Let me ask, Is embargo independence? Deceive not yourselves. It is palpable submission. Gentlemen exclaim, Great Britain “smites us on one cheek.” And what does Administration? “It turns the other also.” Gentlemen say, Great Britain is a robber, she “takes our cloak.” And what says Administration? “Let her take our coat also.” France and Great Britain require you to relinquish a part of your commerce, and you yield it entirely. Sir, this conduct may be the way to dignity and honor in another world, but it will never secure safety and independence in this.

At every corner of this great city we meet some gentlemen of the majority, wringing their hands and exclaiming, “What shall we do? Nothing but embargo will save us. Remove it, and what shall we do?” Sir, it is not for me, an humble and uninfluential individual, at an awful distance from the predominant influences, to suggest plans of government. But to my eye the path of our duty is as distinct as the milky way—all studded with living sapphires, glowing with cumulating light. It is the path of active preparation, of dignified energy. It is the path of 1776. It consists, not in abandoning our rights, but in supporting them, as they exist, and where they exist—on the ocean as well as on the land. It consists in taking the nature of things as the measure of the right of your citizens, not the orders and decrees of imperious foreigners. Give what protection you can. [363] Take no counsel of fear. Your strength will increase with the trial, and prove greater than you are now aware.

But I shall be told, “This may lead to war.” I ask, “Are we now at peace?” Certainly not, unless retiring from insult be peace—unless shrinking under the lash be peace. The surest way to prevent war is not to fear it. The idea that nothing on earth is so dreadful as war is inculcated too studiously among us. Disgrace is worse. Abandonment of essential rights is worse.

Sir, I could not refrain from seizing the first opportunity of spreading before this House the sufferings and exigencies of New England under this embargo. Some gentlemen may deem it not strictly before us. In my opinion—it is necessarily. For, if the idea of the committee be correct, and embargo is resistance, then this resolution sanctions its continuance. If, on the contrary, as I contend, embargo is submission, then this resolution is a pledge of its repeal.



On the right of secession and the admission of New States.

In an address delivered Jan. 14, 1811, on the admission of Louisiana as a State, Quincy expressed his deliberate opinion that it would be a virtual dissolution of the Union, freeing the States composing it from their moral obligation of adhesion to each other, and making it the right of all, as it would become the duty of some, to prepare definitely for separation; amicably if they might, forcibly if they must.

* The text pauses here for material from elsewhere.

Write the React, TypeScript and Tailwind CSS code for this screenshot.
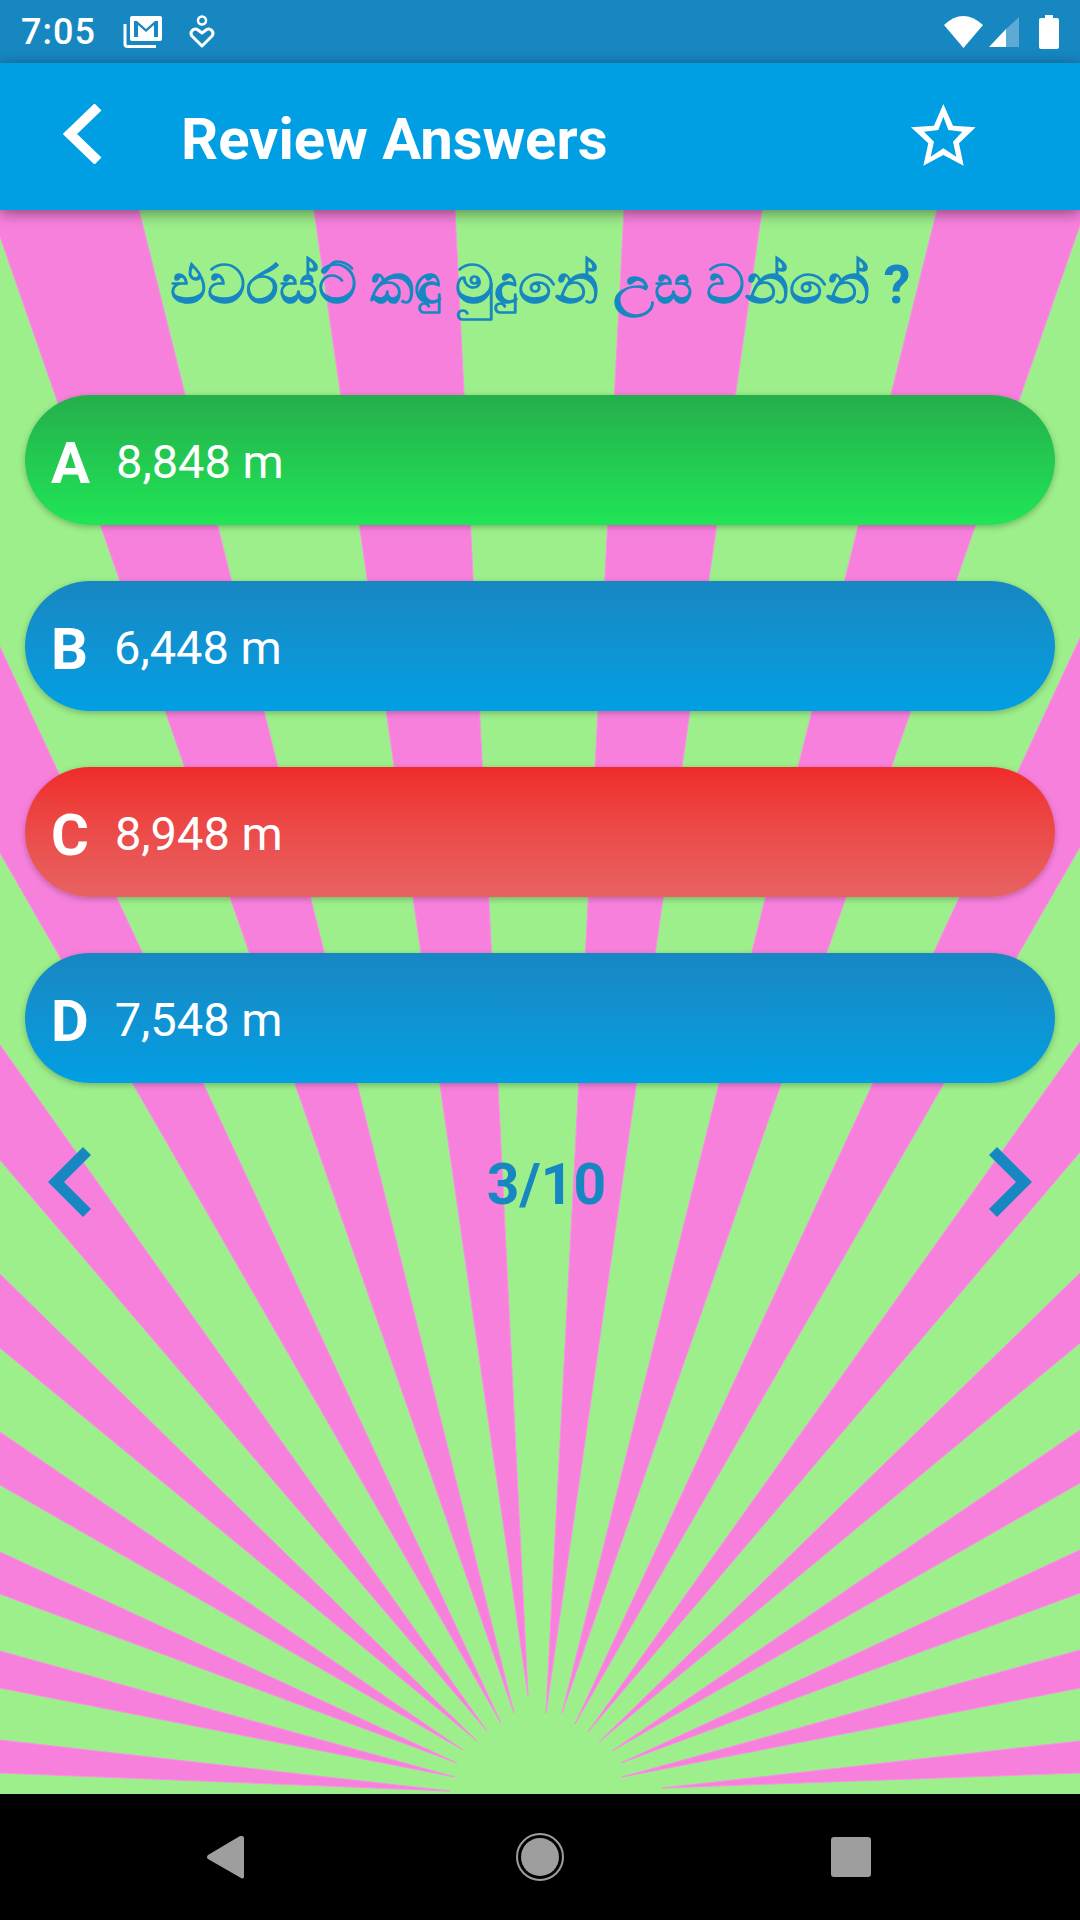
// Quiz "Review Answers" screen
const blue = 'bg-gradient-to-b from-[#1787c2] to-[#009fe3]';

const answers = [
  { letter: 'A', text: '8,848 m', tone: 'bg-gradient-to-b from-[#24af4b] to-[#20e556]' },
  { letter: 'B', text: '6,448 m', tone: blue },
  { letter: 'C', text: '8,948 m', tone: 'bg-gradient-to-b from-[#ef2a2a] to-[#e76262]' },
  { letter: 'D', text: '7,548 m', tone: blue },
];

// tip of the ray, then one point on each of its long edges
const rays: number[][] = [
  [528, 1696, 314, 210, 455, 210],
  [514, 1713, 36, 340, 139, 210],
  [501, 1723, 0, 853, 0, 647],
  [487, 1731, 0, 1160, 0, 1045],
  [477, 1741, 0, 1348, 0, 1274],
  [463, 1750, 0, 1432, 0, 1485],
  [457, 1763, 0, 1552, 0, 1594],
  [455, 1777, 0, 1651, 0, 1688],
  [450, 1791, 0, 1740, 0, 1773],
  [546, 1713, 624, 210, 762, 210],
  [562, 1713, 937, 210, 1040, 340],
  [575, 1724, 1080, 638, 1080, 847],
  [588, 1732, 1080, 1042, 1080, 1152],
  [599, 1742, 1080, 1273, 1080, 1343],
  [612, 1751, 1080, 1430, 1080, 1483],
  [621, 1763, 1080, 1550, 1080, 1593],
  [622, 1777, 1080, 1650, 1080, 1688],
  [662, 1788, 1080, 1741, 1080, 1773],
];

function rayPoints([tx, ty, ax, ay, bx, by]: number[]) {
  const k = 8;
  return `${tx},${ty} ${tx + (ax - tx) * k},${ty + (ay - ty) * k} ${tx + (bx - tx) * k},${ty + (by - ty) * k}`;
}

function Sunburst() {
  // the picture's top is at y=210 and its bottom at y=1794 of the screen
  return (
    <svg className="absolute inset-0 h-full w-full" viewBox="0 210 1080 1584" preserveAspectRatio="none">
      <rect x="0" y="210" width="1080" height="1584" fill="#9def8b" />
      {rays.map((r, i) => (
        <polygon key={i} points={rayPoints(r)} fill="#f880dd" stroke="#fb8fe6" strokeWidth="1" />
      ))}
    </svg>
  );
}

function StatusBar() {
  return (
    <div className="flex h-[63px] shrink-0 items-center bg-[#1787c2] text-white">
      <span className="ml-[21px] w-[102px] text-[36px] leading-none font-medium tracking-[1px]">7:05</span>
      <svg width="40" height="33" viewBox="0 0 40 33" className="mt-[-1px]">
        <path d="M2 9v20a2.500 2.500 0 0 0 2.500 2.500H33" fill="none" stroke="#fff" strokeWidth="3" />
        <path
          d="M9 1h28a2 2 0 0 1 2 2v21a2 2 0 0 1-2 2H9a2 2 0 0 1-2-2V3a2 2 0 0 1 2-2zm2 5v16h4V10l8 7 8-7v12h4V6h-3l-9 8-9-8z"
          fill="#fff"
          fillRule="evenodd"
        />
      </svg>
      <svg width="26" height="34" viewBox="0 0 26 34" className="ml-[26px]">
        <circle cx="13" cy="5.500" r="4" fill="none" stroke="#fff" strokeWidth="2.500" />
        <path
          d="M13 31 3 21c-3-4 2-9 6-6l4 3 4-3c4-3 9 2 6 6z"
          fill="none"
          stroke="#fff"
          strokeWidth="3"
          strokeLinejoin="round"
        />
      </svg>
      <div className="ml-auto flex items-center">
        <svg width="40" height="33" viewBox="0 0 40 33">
          <path d="M0 10Q19-8 39 10L19.500 33z" fill="#fff" />
        </svg>
        <svg width="32" height="32" viewBox="0 0 32 32" className="ml-[4px]">
          <path d="M31 1v30H18V13z" fill="#fff" fillOpacity=".3" />
          <path d="M18 13v18H1z" fill="#fff" />
        </svg>
        <svg width="20" height="34" viewBox="0 0 20 34" className="ml-[19px] mr-[21px]">
          <path d="M6 0h8v3h4a2 2 0 0 1 2 2v27a2 2 0 0 1-2 2H2a2 2 0 0 1-2-2V5a2 2 0 0 1 2-2h4z" fill="#fff" />
        </svg>
      </div>
    </div>
  );
}

function Header() {
  return (
    <div className="relative z-10 flex h-[147px] shrink-0 items-center bg-[#009fe3] pb-[6px] text-white shadow-[0_3px_14px_rgba(0,0,0,0.45)]">
      <svg width="40" height="60" viewBox="0 0 40 60" className="ml-[63px]">
        <path d="M35 3 7 30l28 27" fill="none" stroke="#fff" strokeWidth="10" />
      </svg>
      <h1 className="ml-[78px] pt-[10px] text-[58px] leading-none font-bold">Review Answers</h1>
      <svg width="66" height="64" viewBox="96 72 198 192" className="ml-auto mr-[103px] mt-[5px]">
        <path
          d="M193 72 222 137 290 142 240 190 254 257 193 225 133 257 148 190 96 142 165 137zM193 110 178 150 135 155 165 185 155 230 193 205 232 230 222 185 250 155 208 150z"
          fill="#fff"
          fillRule="evenodd"
        />
      </svg>
    </div>
  );
}

function NavBar() {
  return (
    <div className="relative z-10 flex h-[126px] shrink-0 items-center bg-black pl-[207px]">
      <svg width="37" height="43" viewBox="0 0 37 43">
        <path d="M35 0a2 2 0 0 1 2 2v39a2 2 0 0 1-3 1L1 23a2.500 2.500 0 0 1 0-4L33 0z" fill="#9e9e9e" />
      </svg>
      <svg width="48" height="48" viewBox="0 0 48 48" className="ml-[272px]">
        <circle cx="24" cy="24" r="23" fill="none" stroke="#9e9e9e" strokeWidth="2" />
        <circle cx="24" cy="24" r="19" fill="#9e9e9e" />
      </svg>
      <div className="ml-[267px] h-[40px] w-[40px] rounded-[3px] bg-[#9e9e9e]" />
    </div>
  );
}

export default function App() {
  return (
    <div
      className="flex h-[1920px] w-[1080px] flex-col overflow-hidden"
      style={{ fontFamily: 'Roboto, "Noto Sans", sans-serif' }}
    >
      <StatusBar />
      <Header />

      <main className="relative flex-1 px-[25px]">
        <Sunburst />
        <div className="relative flex flex-col">
          <h2 className="mt-[50px] text-center text-[54px] leading-[50px] font-bold text-[#1787c2]">
            එවරස්ට් කඳු මුදුනේ උස වන්නේ ?
          </h2>

          <div className="mt-[85px] flex flex-col gap-[56px]">
            {answers.map((a) => (
              <div
                key={a.letter}
                className={`flex h-[130px] items-center gap-[26px] rounded-[65px] pl-[26px] text-white shadow-[0_2px_6px_rgba(0,0,0,0.25)] ${a.tone}`}
              >
                <span className="pt-[5px] text-[58px] leading-none font-bold">{a.letter}</span>
                <span className="pt-[3px] text-[47px] leading-none">{a.text}</span>
              </div>
            ))}
          </div>

          <div className="mt-[64px] flex items-center justify-between pl-[23px] pr-[23px]">
            <svg width="43" height="70" viewBox="0 0 43 70">
              <polygon points="35,0 0,35 35,70 43,62 16,35 43,8" fill="#1787c2" />
            </svg>
            <span className="ml-[13px] pt-[4px] text-[57px] leading-none font-bold text-[#1787c2]">3/10</span>
            <svg width="43" height="70" viewBox="0 0 43 70">
              <polygon points="8,0 43,35 8,70 0,62 27,35 0,8" fill="#1787c2" />
            </svg>
          </div>
        </div>
      </main>

      <NavBar />
    </div>
  );
}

Quincy proceeded to declare “that he had uttered the statement which had so startled the House, not for agitation, but as a warning; not from hostility to the Union, but out of an earnest desire to preserve it. The clause in the Constitution authorizing the admission of new States must, from the context, be understood to relate only to the formation of new States within the limits of the Union as then existing. . . . Nowadays there was no limit to our ambitious hopes. We were about to cross the Mississippi; the Missouri and the Red River were but roads upon which our imagination travelled to new lands and new States, to be erected and admitted under a power now about to be usurped. The debates on the federal Constitution would show that the effect of slave representation, and of the transfer of power to the West, were subjects of great jealousy to some of the best patriots of the Northern and Eastern States. Had it been foreseen that, besides all that, the population of a world beyond the Mississippi was to come in, to change all existing proportions of political weight and influence—to make our laws, control our actions, and decide our destiny—would such an arrangement, such a throwing of our rights, liberties, and property into hotch-potch with the wild men on the Missouri, have been listened to for a moment? The admission of Louisiana must be under an amendment of the Constitution authorizing that admission, and that only.”